──────── STORED DATA

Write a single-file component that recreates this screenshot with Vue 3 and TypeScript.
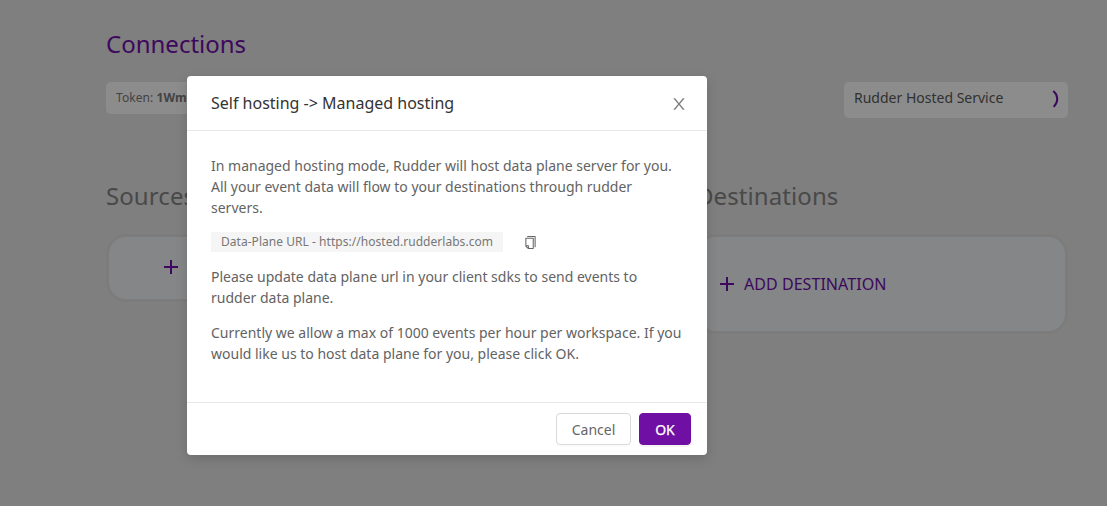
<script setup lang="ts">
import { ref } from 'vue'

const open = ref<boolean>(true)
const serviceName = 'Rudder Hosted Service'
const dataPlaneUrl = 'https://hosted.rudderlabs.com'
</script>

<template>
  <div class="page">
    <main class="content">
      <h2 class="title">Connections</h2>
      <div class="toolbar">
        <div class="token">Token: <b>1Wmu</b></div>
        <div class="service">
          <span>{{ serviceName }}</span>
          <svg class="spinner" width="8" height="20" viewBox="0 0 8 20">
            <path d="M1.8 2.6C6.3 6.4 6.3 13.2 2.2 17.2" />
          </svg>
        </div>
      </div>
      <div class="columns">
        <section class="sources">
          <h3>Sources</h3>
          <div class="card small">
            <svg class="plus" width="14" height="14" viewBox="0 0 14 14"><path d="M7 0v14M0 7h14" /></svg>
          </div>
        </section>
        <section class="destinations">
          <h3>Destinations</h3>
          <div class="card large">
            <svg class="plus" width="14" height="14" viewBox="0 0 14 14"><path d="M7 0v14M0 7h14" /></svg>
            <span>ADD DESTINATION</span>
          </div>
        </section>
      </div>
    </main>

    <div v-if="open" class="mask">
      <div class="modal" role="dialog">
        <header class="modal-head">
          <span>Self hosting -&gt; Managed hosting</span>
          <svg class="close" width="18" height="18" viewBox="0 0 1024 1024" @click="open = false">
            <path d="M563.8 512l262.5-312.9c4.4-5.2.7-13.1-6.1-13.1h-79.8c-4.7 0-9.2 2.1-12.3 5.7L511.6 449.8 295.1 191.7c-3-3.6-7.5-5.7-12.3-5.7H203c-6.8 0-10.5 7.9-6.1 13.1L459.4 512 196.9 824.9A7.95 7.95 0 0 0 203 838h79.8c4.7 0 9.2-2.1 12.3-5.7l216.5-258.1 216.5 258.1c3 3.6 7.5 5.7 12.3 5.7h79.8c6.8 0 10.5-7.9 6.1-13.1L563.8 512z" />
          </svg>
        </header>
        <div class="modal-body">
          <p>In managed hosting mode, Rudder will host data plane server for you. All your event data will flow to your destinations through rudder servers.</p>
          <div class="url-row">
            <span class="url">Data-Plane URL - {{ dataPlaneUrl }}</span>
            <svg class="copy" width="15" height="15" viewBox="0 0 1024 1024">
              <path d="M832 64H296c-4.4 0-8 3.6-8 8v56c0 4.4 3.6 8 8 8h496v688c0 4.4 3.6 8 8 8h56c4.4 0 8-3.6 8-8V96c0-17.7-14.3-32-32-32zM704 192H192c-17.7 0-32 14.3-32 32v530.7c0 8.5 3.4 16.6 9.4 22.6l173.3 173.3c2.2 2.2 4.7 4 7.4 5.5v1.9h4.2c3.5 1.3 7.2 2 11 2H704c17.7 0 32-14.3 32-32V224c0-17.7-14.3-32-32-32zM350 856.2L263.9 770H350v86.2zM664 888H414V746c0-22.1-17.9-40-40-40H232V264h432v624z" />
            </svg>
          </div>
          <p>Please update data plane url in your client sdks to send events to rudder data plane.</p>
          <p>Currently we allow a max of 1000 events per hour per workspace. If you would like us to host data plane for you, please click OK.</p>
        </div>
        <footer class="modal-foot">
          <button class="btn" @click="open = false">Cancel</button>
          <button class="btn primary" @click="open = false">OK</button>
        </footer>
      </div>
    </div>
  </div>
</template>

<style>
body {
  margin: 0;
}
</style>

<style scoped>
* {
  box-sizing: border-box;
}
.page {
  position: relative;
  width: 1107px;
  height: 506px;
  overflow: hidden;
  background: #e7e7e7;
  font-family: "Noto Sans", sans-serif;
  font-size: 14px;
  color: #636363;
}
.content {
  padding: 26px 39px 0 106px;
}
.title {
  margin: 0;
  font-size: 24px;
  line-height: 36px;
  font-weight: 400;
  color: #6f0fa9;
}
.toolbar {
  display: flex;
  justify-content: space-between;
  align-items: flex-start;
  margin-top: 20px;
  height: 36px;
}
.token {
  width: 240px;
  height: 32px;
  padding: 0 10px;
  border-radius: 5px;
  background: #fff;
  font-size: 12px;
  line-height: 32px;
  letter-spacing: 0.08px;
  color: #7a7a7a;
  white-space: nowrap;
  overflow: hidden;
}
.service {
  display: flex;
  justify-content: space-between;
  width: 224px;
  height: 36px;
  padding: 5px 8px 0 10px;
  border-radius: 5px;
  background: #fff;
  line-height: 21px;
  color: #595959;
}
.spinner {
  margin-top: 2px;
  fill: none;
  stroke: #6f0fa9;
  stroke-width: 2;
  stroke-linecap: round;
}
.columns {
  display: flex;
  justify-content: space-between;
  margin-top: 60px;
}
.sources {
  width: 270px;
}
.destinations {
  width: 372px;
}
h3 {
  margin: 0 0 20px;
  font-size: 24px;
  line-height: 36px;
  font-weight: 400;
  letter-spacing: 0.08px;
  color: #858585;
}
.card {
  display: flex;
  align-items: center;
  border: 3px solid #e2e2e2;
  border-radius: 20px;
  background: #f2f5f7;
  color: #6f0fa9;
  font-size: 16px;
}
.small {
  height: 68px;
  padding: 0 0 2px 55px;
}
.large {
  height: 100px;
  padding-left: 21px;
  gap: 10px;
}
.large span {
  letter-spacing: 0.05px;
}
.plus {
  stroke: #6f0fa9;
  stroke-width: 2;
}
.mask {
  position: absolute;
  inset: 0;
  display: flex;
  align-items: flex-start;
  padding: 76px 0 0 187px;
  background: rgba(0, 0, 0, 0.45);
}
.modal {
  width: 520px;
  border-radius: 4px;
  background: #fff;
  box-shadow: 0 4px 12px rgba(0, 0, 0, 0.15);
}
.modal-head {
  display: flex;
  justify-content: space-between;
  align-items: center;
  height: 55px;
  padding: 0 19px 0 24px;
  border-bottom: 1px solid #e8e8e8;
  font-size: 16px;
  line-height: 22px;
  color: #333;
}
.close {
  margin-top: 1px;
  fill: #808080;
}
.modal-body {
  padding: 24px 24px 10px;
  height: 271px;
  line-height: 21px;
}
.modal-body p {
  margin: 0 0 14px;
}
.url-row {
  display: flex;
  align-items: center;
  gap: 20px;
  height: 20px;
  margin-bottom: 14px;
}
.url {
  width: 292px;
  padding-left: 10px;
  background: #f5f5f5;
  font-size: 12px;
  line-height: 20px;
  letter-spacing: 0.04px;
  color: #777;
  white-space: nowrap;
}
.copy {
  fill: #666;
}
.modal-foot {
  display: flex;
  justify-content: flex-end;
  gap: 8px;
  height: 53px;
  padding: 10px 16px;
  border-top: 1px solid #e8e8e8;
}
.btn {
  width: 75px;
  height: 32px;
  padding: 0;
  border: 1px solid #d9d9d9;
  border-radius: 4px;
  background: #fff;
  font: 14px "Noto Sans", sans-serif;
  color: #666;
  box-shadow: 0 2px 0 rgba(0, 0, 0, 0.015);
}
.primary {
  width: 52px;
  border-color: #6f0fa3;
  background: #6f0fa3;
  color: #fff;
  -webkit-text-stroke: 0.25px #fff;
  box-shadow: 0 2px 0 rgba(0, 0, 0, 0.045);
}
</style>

────────────────

» **PROBLEM TO SOLVE**
Transcribe the material exactly, and leave out whatever pictures it holds.

» **SOLUTION BELOW**
Write a single-file component that recreates this screenshot with Vue 3 and TypeScript.
<script setup lang="ts">
import { ref } from 'vue'

const open = ref<boolean>(true)
const serviceName = 'Rudder Hosted Service'
const dataPlaneUrl = 'https://hosted.rudderlabs.com'
</script>

<template>
  <div class="page">
    <main class="content">
      <h2 class="title">Connections</h2>
      <div class="toolbar">
        <div class="token">Token: <b>1Wmu</b></div>
        <div class="service">
          <span>{{ serviceName }}</span>
          <svg class="spinner" width="8" height="20" viewBox="0 0 8 20">
            <path d="M1.8 2.6C6.3 6.4 6.3 13.2 2.2 17.2" />
          </svg>
        </div>
      </div>
      <div class="columns">
        <section class="sources">
          <h3>Sources</h3>
          <div class="card small">
            <svg class="plus" width="14" height="14" viewBox="0 0 14 14"><path d="M7 0v14M0 7h14" /></svg>
          </div>
        </section>
        <section class="destinations">
          <h3>Destinations</h3>
          <div class="card large">
            <svg class="plus" width="14" height="14" viewBox="0 0 14 14"><path d="M7 0v14M0 7h14" /></svg>
            <span>ADD DESTINATION</span>
          </div>
        </section>
      </div>
    </main>

    <div v-if="open" class="mask">
      <div class="modal" role="dialog">
        <header class="modal-head">
          <span>Self hosting -&gt; Managed hosting</span>
          <svg class="close" width="18" height="18" viewBox="0 0 1024 1024" @click="open = false">
            <path d="M563.8 512l262.5-312.9c4.4-5.2.7-13.1-6.1-13.1h-79.8c-4.7 0-9.2 2.1-12.3 5.7L511.6 449.8 295.1 191.7c-3-3.6-7.5-5.7-12.3-5.7H203c-6.8 0-10.5 7.9-6.1 13.1L459.4 512 196.9 824.9A7.95 7.95 0 0 0 203 838h79.8c4.7 0 9.2-2.1 12.3-5.7l216.5-258.1 216.5 258.1c3 3.6 7.5 5.7 12.3 5.7h79.8c6.8 0 10.5-7.9 6.1-13.1L563.8 512z" />
          </svg>
        </header>
        <div class="modal-body">
          <p>In managed hosting mode, Rudder will host data plane server for you. All your event data will flow to your destinations through rudder servers.</p>
          <div class="url-row">
            <span class="url">Data-Plane URL - {{ dataPlaneUrl }}</span>
            <svg class="copy" width="15" height="15" viewBox="0 0 1024 1024">
              <path d="M832 64H296c-4.4 0-8 3.6-8 8v56c0 4.4 3.6 8 8 8h496v688c0 4.4 3.6 8 8 8h56c4.4 0 8-3.6 8-8V96c0-17.7-14.3-32-32-32zM704 192H192c-17.7 0-32 14.3-32 32v530.7c0 8.5 3.4 16.6 9.4 22.6l173.3 173.3c2.2 2.2 4.7 4 7.4 5.5v1.9h4.2c3.5 1.3 7.2 2 11 2H704c17.7 0 32-14.3 32-32V224c0-17.7-14.3-32-32-32zM350 856.2L263.9 770H350v86.2zM664 888H414V746c0-22.1-17.9-40-40-40H232V264h432v624z" />
            </svg>
          </div>
          <p>Please update data plane url in your client sdks to send events to rudder data plane.</p>
          <p>Currently we allow a max of 1000 events per hour per workspace. If you would like us to host data plane for you, please click OK.</p>
        </div>
        <footer class="modal-foot">
          <button class="btn" @click="open = false">Cancel</button>
          <button class="btn primary" @click="open = false">OK</button>
        </footer>
      </div>
    </div>
  </div>
</template>

<style>
body {
  margin: 0;
}
</style>

<style scoped>
* {
  box-sizing: border-box;
}
.page {
  position: relative;
  width: 1107px;
  height: 506px;
  overflow: hidden;
  background: #e7e7e7;
  font-family: "Noto Sans", sans-serif;
  font-size: 14px;
  color: #636363;
}
.content {
  padding: 26px 39px 0 106px;
}
.title {
  margin: 0;
  font-size: 24px;
  line-height: 36px;
  font-weight: 400;
  color: #6f0fa9;
}
.toolbar {
  display: flex;
  justify-content: space-between;
  align-items: flex-start;
  margin-top: 20px;
  height: 36px;
}
.token {
  width: 240px;
  height: 32px;
  padding: 0 10px;
  border-radius: 5px;
  background: #fff;
  font-size: 12px;
  line-height: 32px;
  letter-spacing: 0.08px;
  color: #7a7a7a;
  white-space: nowrap;
  overflow: hidden;
}
.service {
  display: flex;
  justify-content: space-between;
  width: 224px;
  height: 36px;
  padding: 5px 8px 0 10px;
  border-radius: 5px;
  background: #fff;
  line-height: 21px;
  color: #595959;
}
.spinner {
  margin-top: 2px;
  fill: none;
  stroke: #6f0fa9;
  stroke-width: 2;
  stroke-linecap: round;
}
.columns {
  display: flex;
  justify-content: space-between;
  margin-top: 60px;
}
.sources {
  width: 270px;
}
.destinations {
  width: 372px;
}
h3 {
  margin: 0 0 20px;
  font-size: 24px;
  line-height: 36px;
  font-weight: 400;
  letter-spacing: 0.08px;
  color: #858585;
}
.card {
  display: flex;
  align-items: center;
  border: 3px solid #e2e2e2;
  border-radius: 20px;
  background: #f2f5f7;
  color: #6f0fa9;
  font-size: 16px;
}
.small {
  height: 68px;
  padding: 0 0 2px 55px;
}
.large {
  height: 100px;
  padding-left: 21px;
  gap: 10px;
}
.large span {
  letter-spacing: 0.05px;
}
.plus {
  stroke: #6f0fa9;
  stroke-width: 2;
}
.mask {
  position: absolute;
  inset: 0;
  display: flex;
  align-items: flex-start;
  padding: 76px 0 0 187px;
  background: rgba(0, 0, 0, 0.45);
}
.modal {
  width: 520px;
  border-radius: 4px;
  background: #fff;
  box-shadow: 0 4px 12px rgba(0, 0, 0, 0.15);
}
.modal-head {
  display: flex;
  justify-content: space-between;
  align-items: center;
  height: 55px;
  padding: 0 19px 0 24px;
  border-bottom: 1px solid #e8e8e8;
  font-size: 16px;
  line-height: 22px;
  color: #333;
}
.close {
  margin-top: 1px;
  fill: #808080;
}
.modal-body {
  padding: 24px 24px 10px;
  height: 271px;
  line-height: 21px;
}
.modal-body p {
  margin: 0 0 14px;
}
.url-row {
  display: flex;
  align-items: center;
  gap: 20px;
  height: 20px;
  margin-bottom: 14px;
}
.url {
  width: 292px;
  padding-left: 10px;
  background: #f5f5f5;
  font-size: 12px;
  line-height: 20px;
  letter-spacing: 0.04px;
  color: #777;
  white-space: nowrap;
}
.copy {
  fill: #666;
}
.modal-foot {
  display: flex;
  justify-content: flex-end;
  gap: 8px;
  height: 53px;
  padding: 10px 16px;
  border-top: 1px solid #e8e8e8;
}
.btn {
  width: 75px;
  height: 32px;
  padding: 0;
  border: 1px solid #d9d9d9;
  border-radius: 4px;
  background: #fff;
  font: 14px "Noto Sans", sans-serif;
  color: #666;
  box-shadow: 0 2px 0 rgba(0, 0, 0, 0.015);
}
.primary {
  width: 52px;
  border-color: #6f0fa3;
  background: #6f0fa3;
  color: #fff;
  -webkit-text-stroke: 0.25px #fff;
  box-shadow: 0 2px 0 rgba(0, 0, 0, 0.045);
}
</style>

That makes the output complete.